Arcato Labs, a Durham startup, is taking a new route raising growth capital to commercialize a product that reduces the discomfort of braces. Founded in 2011, the company raised $250,000 from Golden Pine Ventures and its team and hopes to raise $1 million to $1.5 million through new rules allowing the public solicitation of investors.

CEO Chris Meldrum tells WRAL TechWire the company, which shares an office with Golden Pine in Durham’s Underground at Main hub for entrepreneurs, was created by a Kentucky pharmacist, Dr. Michael Jay, who is also Fred Eshelman Chair and distinguished professor of molecular pharmaceutics at the University of North Carolina at Chapel Hill, and is an expert on drug delivery and formulations.

It plans to commercialize a patented wax with a time-released pain killer that can give braces wearers a break from the discomfort of first putting them on or adjustment.

Direct solicitation of investors

“We have reached certain internal mileposts in our development,” said Meldrum. “We need growth capital to fuel our growth and continue the process of commercializing our proprietary methods of sustained-release of anesthetics.

“We decided to raise capital under the new provisions that allow a company to issue securities directly to investors,” said Medrum. “We have established an automated, online due diligence process leading to an automated escrow and closing process, directed by Walter Daniels, our securities attorney.”
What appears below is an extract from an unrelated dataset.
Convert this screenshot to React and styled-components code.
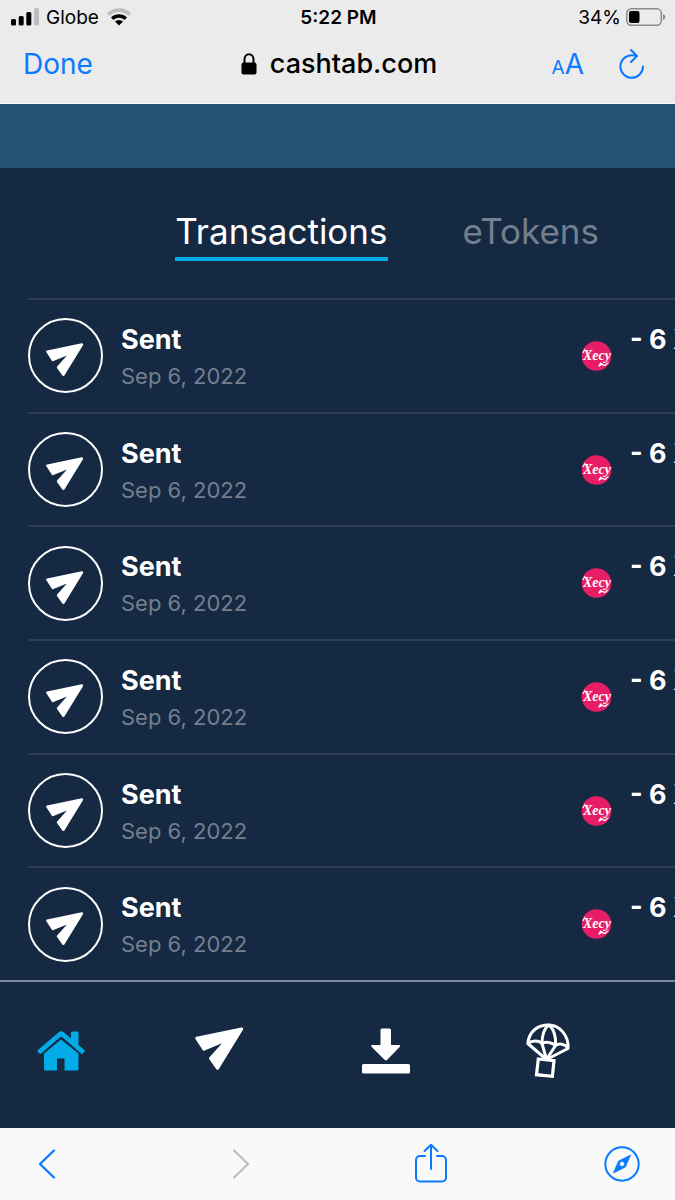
import React from "react";
import styled, { createGlobalStyle } from "styled-components";

const GlobalStyle = createGlobalStyle`
  * {
    box-sizing: border-box;
  }
  body {
    margin: 0;
    background-color: #152943;
    font-family: Inter, "Liberation Sans", sans-serif;
  }
  button {
    border: 0;
    padding: 0;
    background: none;
    font-family: inherit;
    cursor: pointer;
  }
  svg {
    display: block;
    overflow: visible;
  }
`;

const transactions = [1, 2, 3, 4, 5, 6].map((id) => ({
  id,
  type: "Sent",
  date: "Sep 6, 2022",
  amount: "- 6 XEC",
}));

/* ---------- icons ---------- */

const SignalIcon = () => (
  <svg width="28" height="18" viewBox="0 0 28 18">
    <rect x="0" y="11" width="5" height="6.5" rx="1.5" />
    <rect x="7.7" y="8" width="5" height="9.5" rx="1.5" />
    <rect x="15.3" y="4" width="5" height="13.5" rx="1.5" />
    <rect x="23" y="0" width="5" height="17.5" rx="1.5" fill="#bdbdbd" />
  </svg>
);

const WifiIcon = () => (
  <svg width="26" height="18" viewBox="0 0 26 18">
    <path d="M1 5.2A17 17 0 0 1 25 5.2L22.5 7.8A13.5 13.5 0 0 0 3.5 7.8Z" fill="#bdbdbd" />
    <path d="M5 9.4A11.5 11.5 0 0 1 21 9.4L18.5 12A8 8 0 0 0 7.5 12Z" />
    <path d="M9 13.6A5.8 5.8 0 0 1 17 13.6L13 17.6Z" />
  </svg>
);

const BatteryIcon = () => (
  <svg width="40" height="18" viewBox="0 0 40 18">
    <rect x="0.8" y="0.8" width="34.5" height="16.5" rx="4.5" fill="none" stroke="#8b8b8b" strokeWidth="1.5" />
    <rect x="3" y="3" width="10.5" height="12" rx="2" />
    <path d="M37 6C40 7 40 11 37 12Z" fill="#8b8b8b" />
  </svg>
);

const LockIcon = () => (
  <svg width="16" height="22" viewBox="0 0 16 22">
    <path d="M3.5 11V6.5a4.5 5.3 0 0 1 9 0V11" fill="none" stroke="#000" strokeWidth="2" />
    <rect x="0.5" y="9.5" width="15" height="12" rx="2" />
  </svg>
);

const ReloadIcon = () => (
  <svg width="26" height="30" viewBox="0 0 26 30" fill="none" stroke="#0a7aff" strokeWidth="2" strokeLinecap="round" strokeLinejoin="round">
    <path d="M24 17.5A11.3 11.3 0 1 1 12.7 6.2Q15.5 6.2 17.5 7" />
    <path d="M12 1L18 7L12 13" />
  </svg>
);

const PlaneIcon = ({ size }) => (
  <svg width={size} height={size} viewBox="0 0 48 48">
    <path
      d="M1.8 11.2L46.6 2L22.5 41.2L15.6 31.4L33 12L9 22Z"
      fill="#fff"
      stroke="#fff"
      strokeWidth="3.2"
      strokeLinejoin="round"
    />
  </svg>
);

const HomeIcon = () => (
  <svg width="48" height="40" viewBox="0 0 48 40" fill="#00abe7">
    <path d="M24 8.5L7 22.5V38a1.5 1.5 0 0 0 1.5 1.5H20V27.5h7.5V39.5H40a1.5 1.5 0 0 0 1.5-1.5V22.5Z" />
    <path d="M22 1.1a3.5 3.5 0 0 1 4.5 0L34 7.5V1.5a1 1 0 0 1 1-1h5.5a1 1 0 0 1 1 1V14l6 5.2a1 1 0 0 1 .1 1.4l-1.8 2a1 1 0 0 1-1.4.1L25 6a1.2 1.2 0 0 0-1.6 0L3.8 22.7a1 1 0 0 1-1.4-.1l-1.8-2a1 1 0 0 1 .1-1.4Z" />
  </svg>
);

const DownloadIcon = () => (
  <svg width="48" height="46" viewBox="0 0 48 46" fill="#fff">
    <path d="M20 .5h7.5a1.5 1.5 0 0 1 1.5 1.5V17h8.2a1 1 0 0 1 .7 1.7L25.5 31.4a2.2 2.2 0 0 1-3.2 0L9.5 18.7a1 1 0 0 1 .7-1.7H18.5V2A1.5 1.5 0 0 1 20 .5Z" />
    <rect x="0" y="36" width="48" height="9.5" rx="1.5" />
  </svg>
);

const AirdropIcon = () => (
  <svg width="46" height="56" viewBox="0 0 46 56" fill="none" stroke="#fff" strokeWidth="3" strokeLinejoin="round">
    <path d="M1.8 20.5C3 8.5 11.5 2 22.5 2S43 12.500 42 25.500L20.500 36.500Z" />
    <path d="M1.8 20.5C6 17 13 17 16 20.5C20 18.5 26 19 29.500 22.500C33 20 39 21 42 25" />
    <path d="M20.500 36.500L16 20.500C16 13 18 6 22.500 2C27.500 5 30.500 14 29.500 22.500L20.500 36.500" />
    <path d="M12.300 36L28 37.600L26.400 53.300L10.500 51.700Z" strokeLinejoin="miter" strokeWidth="3.2" />
  </svg>
);

const ChevronIcon = ({ color, forward }) => (
  <svg width="17" height="30" viewBox="0 0 17 30" fill="none" stroke={color} strokeWidth="2.3" strokeLinecap="round" strokeLinejoin="round">
    <path d={forward ? "M2 1.500L16 15L2 28.500" : "M17 1.500L3 15L17 28.500"} />
  </svg>
);

const ShareIcon = () => (
  <svg width="32" height="40" viewBox="0 0 32 40" fill="none" stroke="#0a7aff" strokeWidth="2" strokeLinecap="round" strokeLinejoin="round">
    <path d="M11 12H6A4 4 0 0 0 2 16V33.500a4 4 0 0 0 4 4H28a4 4 0 0 0 4-4V16A4 4 0 0 0 28 12H23" />
    <path d="M17 25V1M10.500 7L17 .7L23.500 7" />
  </svg>
);

const CompassIcon = () => (
  <svg width="36" height="36" viewBox="0 0 36 36">
    <circle cx="18" cy="18" r="16.7" fill="none" stroke="#0a7aff" strokeWidth="2" />
    <path
      d="M26.8 8.8L21.5 21L9.2 27.2L14.5 15ZM20.4 18a2.4 2.4 0 1 0-4.8 0a2.4 2.4 0 1 0 4.8 0Z"
      fill="#0a7aff"
      stroke="#0a7aff"
      strokeWidth="0.6"
      strokeLinejoin="round"
      fillRule="evenodd"
    />
  </svg>
);

// round token badge, wordmark with a swash under the last letter
const TokenIcon = () => (
  <svg width="30" height="30" viewBox="0 0 30 30">
    <circle cx="15.5" cy="15" r="14.8" fill="#e71e65" />
    <text x="2" y="19" fill="#fff" fontFamily="'Liberation Serif', serif" fontSize="14" fontStyle="italic" fontWeight="700">
      Xecy
    </text>
    <path
      d="M2 11.5L4 8.5M20 22C17 25.5 18 25.5 20 23.8C22 22 22 24.8 24 24.3C25.500 24 25.500 22.500 27 22"
      fill="none"
      stroke="#fff"
      strokeWidth="1.3"
      strokeLinecap="round"
    />
  </svg>
);

/* ---------- page ---------- */

const TransactionRow = ({ type, date, amount }) => (
  <Row>
    <PlaneCircle>
      <PlaneIcon size={37} />
    </PlaneCircle>
    <RowInfo>
      <RowTitle>{type}</RowTitle>
      <RowDate>{date}</RowDate>
    </RowInfo>
    <TokenIcon />
    <Amount>{amount}</Amount>
  </Row>
);

const App = () => {
  return (
    <Wrapper>
      <GlobalStyle />
      <BrowserHeader>
        <StatusBar>
          <StatusGroup>
            <SignalIcon />
            <span>Globe</span>
            <WifiIcon />
          </StatusGroup>
          <Clock>5:22 PM</Clock>
          <StatusGroup $end>
            <span>34%</span>
            <BatteryIcon />
          </StatusGroup>
        </StatusBar>
        <AddressBar>
          <DoneButton>Done</DoneButton>
          <Address>
            <LockIcon />
            <span>cashtab.com</span>
          </Address>
          <AddressActions>
            <TextSizeButton aria-label="Text size">
              <small>A</small>A
            </TextSizeButton>
            <button aria-label="Reload">
              <ReloadIcon />
            </button>
          </AddressActions>
        </AddressBar>
      </BrowserHeader>

      <Banner />

      <Main>
        <Tabs>
          <Tab $active>Transactions</Tab>
          <Tab>eTokens</Tab>
        </Tabs>
        <List>
          {transactions.map((tx) => (
            <TransactionRow key={tx.id} {...tx} />
          ))}
        </List>
      </Main>

      <AppNav>
        <button aria-label="Home">
          <HomeIcon />
        </button>
        <button aria-label="Send">
          <PlaneIcon size={48} />
        </button>
        <button aria-label="Receive">
          <DownloadIcon />
        </button>
        <button aria-label="Airdrop">
          <AirdropIcon />
        </button>
      </AppNav>

      <BrowserFooter>
        <button aria-label="Back">
          <ChevronIcon color="#0a7aff" />
        </button>
        <button aria-label="Forward" disabled>
          <ChevronIcon color="#bfbfbf" forward />
        </button>
        <button aria-label="Share">
          <ShareIcon />
        </button>
        <button aria-label="Open in browser">
          <CompassIcon />
        </button>
      </BrowserFooter>
    </Wrapper>
  );
};

export default App;

const Wrapper = styled.div`
  display: flex;
  flex-direction: column;
  min-height: 100vh;
  overflow: hidden;
  background-color: #152943;
  color: #fff;
`;

const BrowserHeader = styled.header`
  background-color: #ebebeb;
  color: #000;
  padding-bottom: 16px;
  border-bottom: 1px solid #fafafa;
`;

const StatusBar = styled.div`
  display: grid;
  grid-template-columns: 1fr auto 1fr;
  align-items: center;
  height: 34px;
  padding: 0 9px 0 11px;
  font-size: 19px;
`;

const StatusGroup = styled.div`
  display: flex;
  align-items: center;
  justify-content: ${(props) => (props.$end ? "flex-end" : "flex-start")};
  gap: ${(props) => (props.$end ? "5px" : "7px")};
`;

const Clock = styled.span`
  font-weight: 600;
`;

const AddressBar = styled.div`
  display: grid;
  grid-template-columns: 1fr auto 1fr;
  align-items: center;
  height: 53px;
  padding: 6px 20px 0 23px;
`;

const DoneButton = styled.button`
  justify-self: start;
  color: #0a7aff;
  font-size: 28px;
`;

const Address = styled.div`
  display: flex;
  align-items: center;
  gap: 13px;
  font-size: 27px;
  font-weight: 500;
`;

const AddressActions = styled.div`
  display: flex;
  align-items: center;
  justify-content: flex-end;
  gap: 35px;
  padding-right: 10px;
`;

const TextSizeButton = styled.button`
  color: #0a7aff;
  font-size: 28px;
  small {
    font-size: 19px;
  }
`;

const Banner = styled.div`
  height: 64px;
  background-color: #255173;
`;

const Main = styled.main`
  display: flex;
  flex: 1;
  flex-direction: column;
  padding-left: 28px;
`;

const Tabs = styled.div`
  display: flex;
  justify-content: flex-end;
  gap: 75px;
  padding: 36px 76px 37px 0;
`;

const Tab = styled.button`
  height: 57px;
  border-bottom: 4px solid ${(props) => (props.$active ? "#00abe7" : "transparent")};
  color: ${(props) => (props.$active ? "#fff" : "#737f8e")};
  font-size: 35px;
  font-weight: 400;
`;

const List = styled.div`
  display: flex;
  flex: 1;
  flex-direction: column;
`;

const Row = styled.div`
  display: flex;
  flex: 1;
  align-items: center;
  min-height: 112px;
  border-top: 2px solid #2c3e55;
`;

const PlaneCircle = styled.div`
  display: flex;
  align-items: center;
  justify-content: center;
  width: 75px;
  height: 75px;
  padding: 12px 2px 0 0;
  border: 2px solid #fff;
  border-radius: 50%;
`;

const RowInfo = styled.div`
  flex: 1;
  padding: 4px 0 0 18px;
`;

const RowTitle = styled.div`
  font-size: 27px;
  font-weight: 700;
  line-height: 36px;
`;

const RowDate = styled.div`
  color: #737f8e;
  font-size: 22px;
  line-height: 36px;
`;

const Amount = styled.div`
  align-self: flex-start;
  width: 64px;
  padding: 22px 0 0 19px;
  overflow: hidden;
  font-size: 27px;
  font-weight: 700;
  line-height: 36px;
  white-space: nowrap;
`;

const AppNav = styled.nav`
  display: grid;
  grid-template-columns: 158fr 167fr 164fr 149fr;
  align-items: center;
  justify-items: start;
  height: 148px;
  padding: 0 0 8px 37px;
  border-top: 2px solid #7b8998;
`;

const BrowserFooter = styled.footer`
  display: grid;
  grid-template-columns: 195fr 182fr 190fr 71fr;
  align-items: center;
  justify-items: start;
  height: 72px;
  padding-left: 37px;
  background-color: #f9f9f9;
`;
“Investors who may have an interest in exploring the offering can begin their investigation on the company’s investor relations page,” said Thomas Vass, the investment advisor to the company. We have an easy-to-understand due diligence process for investors on our platform, The Private Capital Market.

Vass says Arcato may be the first company in North Carolina to use this new fund raising method under regulation 506-c, the public solicitation of investors. “It’s a dramatically different model,” Vass said. “We’re doing totally Internet-based escrow and closing. It’s all based on computerized book entry.”
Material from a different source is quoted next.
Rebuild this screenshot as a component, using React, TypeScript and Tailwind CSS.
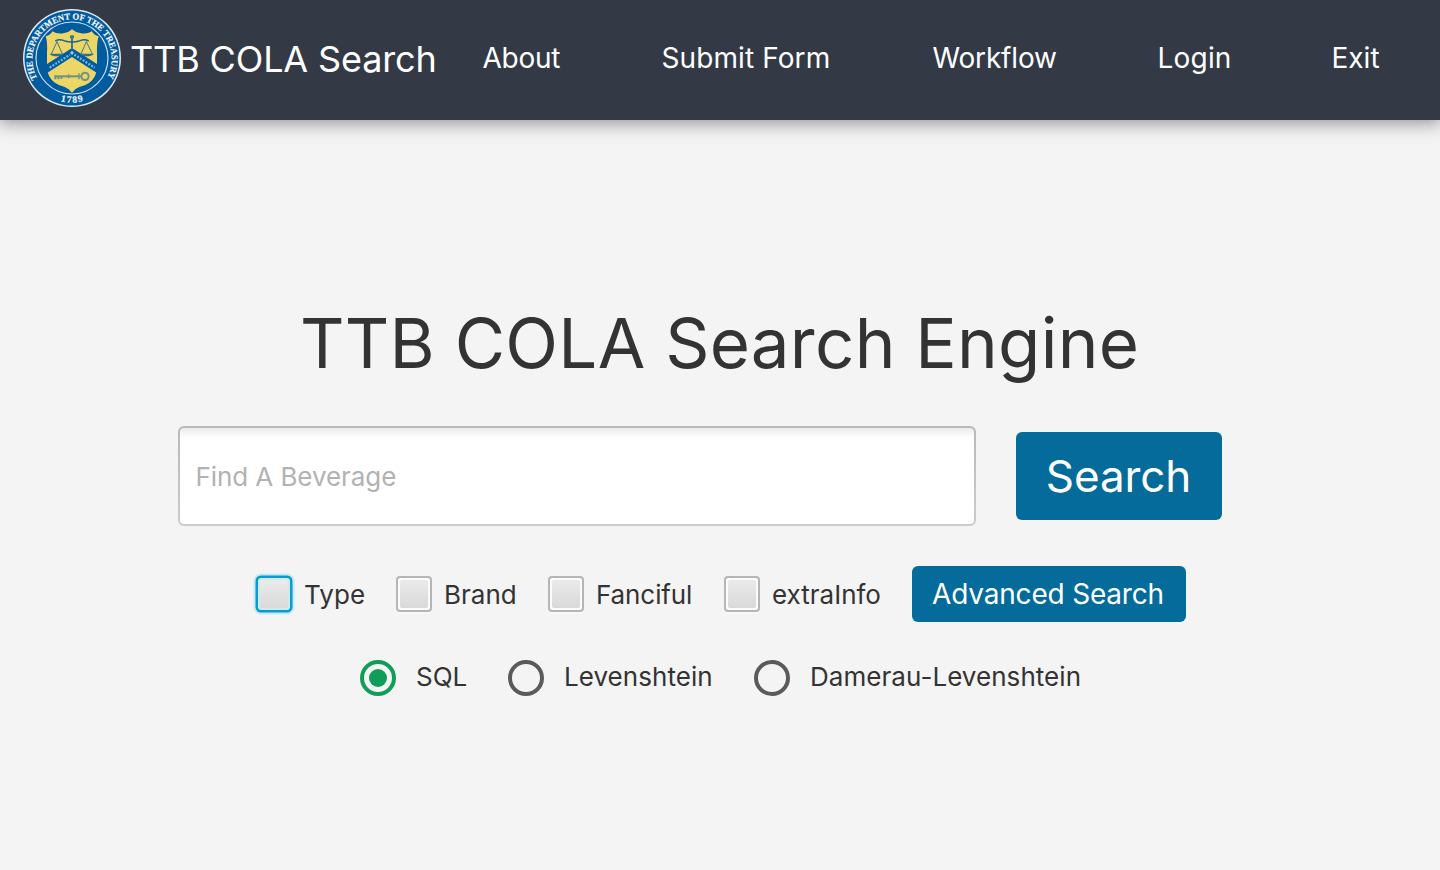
import type { ReactNode } from "react";

function TreasurySeal() {
  return (
    <svg viewBox="0 0 336 324" className="h-[108px] w-[112px] shrink-0" aria-hidden="true">
      <defs>
        <path id="seal-top" d="M 64 223 A 119 119 0 1 1 275 218" fill="none" />
        <path id="seal-bottom" d="M 100 278 A 136 136 0 0 0 236 278" fill="none" />
      </defs>
      <circle cx="168" cy="162" r="147" fill="#dfeaf3" />
      <circle cx="168" cy="162" r="142.5" fill="#005b9f" />
      <circle cx="168" cy="162" r="108" fill="#005b9f" stroke="#cfe0ee" strokeWidth="3.5" />
      <g fill="#f4f8fb" stroke="#f4f8fb" strokeWidth="0.5" fontFamily="Liberation Serif, serif" fontWeight="bold">
        <text fontSize="27">
          <textPath href="#seal-top" textLength="490" lengthAdjust="spacingAndGlyphs">
            THE DEPARTMENT OF THE TREASURY
          </textPath>
        </text>
        <text fontSize="29" textAnchor="middle" letterSpacing="3.5">
          <textPath href="#seal-bottom" startOffset="51%">1789</textPath>
        </text>
      </g>
      <path
        d="M89 97 Q104 94 109 82 Q125 92 145 87 Q159 85 168 76 Q178 85 192 87 Q211 92 228 82 Q233 94 248 97 Q242 116 243 145 L243 190 Q242 221 220 236 Q208 245 190 249 Q176 254 168 266 Q160 254 146 249 Q129 245 117 236 Q94 221 93 190 L93 145 Q95 116 89 97 Z"
        fill="#ecd666"
      />
      <path d="M93 180 L168 132 L243 180 L243 207 L168 159 L93 207 Z" fill="#005b9f" />
      <path d="M101 191 L162 152" stroke="#72b4dd" strokeWidth="7" strokeDasharray="6 4" />
      <path d="M175 152 L236 191" stroke="#72b4dd" strokeWidth="7" strokeDasharray="6 4" />
      <path d="M162 146 l6 -6 l6 6 l-6 7 Z" fill="#9ccbe8" />
      <g fill="none" stroke="#1c6594" strokeWidth="3">
        <path d="M118 111 Q130 104 144 110 Q168 118 192 110 Q206 104 218 111" strokeWidth="4.5" />
        <path d="M168 97 V132" strokeWidth="5" />
        <path d="M123 113 L106 150 M123 113 L139 150 M211 113 L195 150 M211 113 L229 150" strokeWidth="2.5" />
      </g>
      <path
        d="M101 149 H143 Q137 157 122 157 Q107 157 101 149 Z M192 149 H234 Q227 157 212 157 Q197 157 192 149 Z"
        fill="#2f6f93"
      />
      <path d="M162 94 h12 v9 h-12 Z" fill="#3d7690" />
      <g fill="none" stroke="#6f9188">
        <path d="M117 217 H197" strokeWidth="6" />
        <path d="M118 214 V226 M127 217 V226 M136 217 V225" strokeWidth="6" />
        <circle cx="207" cy="217" r="11" strokeWidth="6" />
        <path d="M189 208 V226 M158 211 V223" strokeWidth="4" />
      </g>
    </svg>
  );
}

function CheckOption({ label, focused, className }: { label: string; focused?: boolean; className: string }) {
  return (
    <label className={`flex shrink-0 items-center ${className}`}>
      <span
        className={
          focused
            ? "h-9 w-9 shrink-0 rounded-[5px] border-2 border-[#039ed3] bg-[#d5e8ee] p-[2px] shadow-[0_0_0_0.5px_#039ed3,0_0_0_2.5px_#d0e6ee]"
            : "h-9 w-9 shrink-0 rounded-[4px] border-2 border-[#b5b5b5] bg-[#fbfbfb] p-[2px] shadow-[0_2px_0_#fafafa]"
        }
      >
        <span className="block h-full w-full rounded-[2px] bg-linear-to-b from-[#ebebeb] to-[#d9d9d9]" />
      </span>
      <span className="pt-px pl-3">{label}</span>
    </label>
  );
}

function RadioOption({ children, selected, className }: { children: ReactNode; selected?: boolean; className: string }) {
  return (
    <label className={`flex shrink-0 items-center ${className}`}>
      <span
        className={`mt-[2px] flex h-9 w-9 shrink-0 items-center justify-center rounded-full border-4 ${
          selected ? "border-[#0f9d58]" : "border-[#5a5a5a]"
        }`}
      >
        {selected && <span className="h-[18px] w-[18px] rounded-full bg-[#0f9d58]" />}
      </span>
      {children}
    </label>
  );
}

export default function App() {
  return (
    <div className="flex h-[870px] w-[1440px] flex-col overflow-hidden bg-[#f4f4f4] font-['Inter',sans-serif] text-[26px] leading-8 whitespace-nowrap text-[#333333]">
      <header className="flex h-[120px] shrink-0 bg-[#333a46] pt-1 pl-4 text-white shadow-[0_0_18px_2px_rgba(0,0,0,0.45)]">
        <TreasurySeal />
        <h1 className="w-[354.5px] pt-[31px] pl-[2px] text-[36px] leading-[48px] tracking-[-0.14px]">TTB COLA Search</h1>
        <nav className="flex pt-[38px] text-[28px]">
          <a className="w-[179px] tracking-[-0.25px]">About</a>
          <a className="w-[271px] tracking-[0.1px]">Submit Form</a>
          <a className="w-[225px] tracking-[-0.17px]">Workflow</a>
          <a className="w-[174px] tracking-[0.2px]">Login</a>
          <a>Exit</a>
        </nav>
      </header>

      <main className="flex flex-col">
        <h2 className="mt-[183px] pl-[300px] text-[69px] leading-20 tracking-[0.26px]">TTB COLA Search Engine</h2>

        <div className="mt-[43px] flex items-center pl-[178px]">
          <div className="h-[100px] w-[798px] rounded-[6px] bg-linear-to-b from-[#b8b8b8] to-[#cccccc] p-[2px]">
            <div className="flex h-full items-center rounded-[4px] bg-white bg-linear-to-b from-[#ebebeb] via-white via-[10px] to-white pt-[2px] pl-[15.5px] tracking-[-0.08px] text-[#b2b2b2]">
              Find A Beverage
            </div>
          </div>
          <button className="ml-10 h-[88px] w-[206px] rounded-[6px] bg-[#056b9a] pr-px text-[44px] tracking-[-0.1px] text-white">
            Search
          </button>
        </div>

        <div className="mt-10 flex h-14 items-center pl-[256px]">
          <CheckOption focused label="Type" className="w-[140px] tracking-[0.1px]" />
          <CheckOption label="Brand" className="w-[152px]" />
          <CheckOption label="Fanciful" className="w-[176px] tracking-[-0.1px]" />
          <CheckOption label="extraInfo" className="w-[188px]" />
          <button className="h-14 w-[274px] rounded-[6px] bg-[#056b9a] pr-[2px] text-[28px] tracking-[-0.19px] text-white">
            Advanced Search
          </button>
        </div>

        <div className="mt-[37px] flex h-9 items-center pl-[360px]">
          <RadioOption selected className="w-[148px]">
            <span className="pl-5">SQL</span>
          </RadioOption>
          <RadioOption className="w-[246px]">
            <span className="pl-5 tracking-[0.05px]">Levenshtein</span>
          </RadioOption>
          <RadioOption className="w-[330px]">
            <span className="pl-5 tracking-[0.05px]">Damerau-Levenshtein</span>
          </RadioOption>
        </div>
      </main>
    </div>
  );
}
Liquidity in a secondary market

Computerized book entry allows for the development of a secondary market in private securities, Vass added, which creates liquidity for investors without requiring a company to exit via IPO or acquisition first, Vass explained.

“When you get liquidity in a secondary market, you have the chance to raise a lot more capital, “ Vass said.

The market for the oral wax Arcato wants to commercialize is not huge, so the company could have trouble raising money through more traditional angel and venture capital means. There are about four million new brace wearers, 80-percent under 18.

Based on the frequency of orthodontist visits for brace patients, Arcato estimates a total untapped market for a brace discomfort product such as OraWax, which will cost about $200 per adjustment, is greater than $350 million per year.

According to the company’s “Quick Deal overview,” OraWax is a wax-based product that has an over-the-counter anesthetic (benzocaine) incorporated into its matrix, which provides sustained release over a period of several hours. In a controlled clinical study in patients who were being fitted with braces for the first time, OraWax was compared to regular, unmedicated orthodontic wax.

The control group received regular, unmedicated wax, and the experimental group received the medicated OraWax. Patients using OraWax experienced a four-fold decrease in reported pain. The differences in pain relief were seen as early as one hour after administration, and for as long as 56 hours.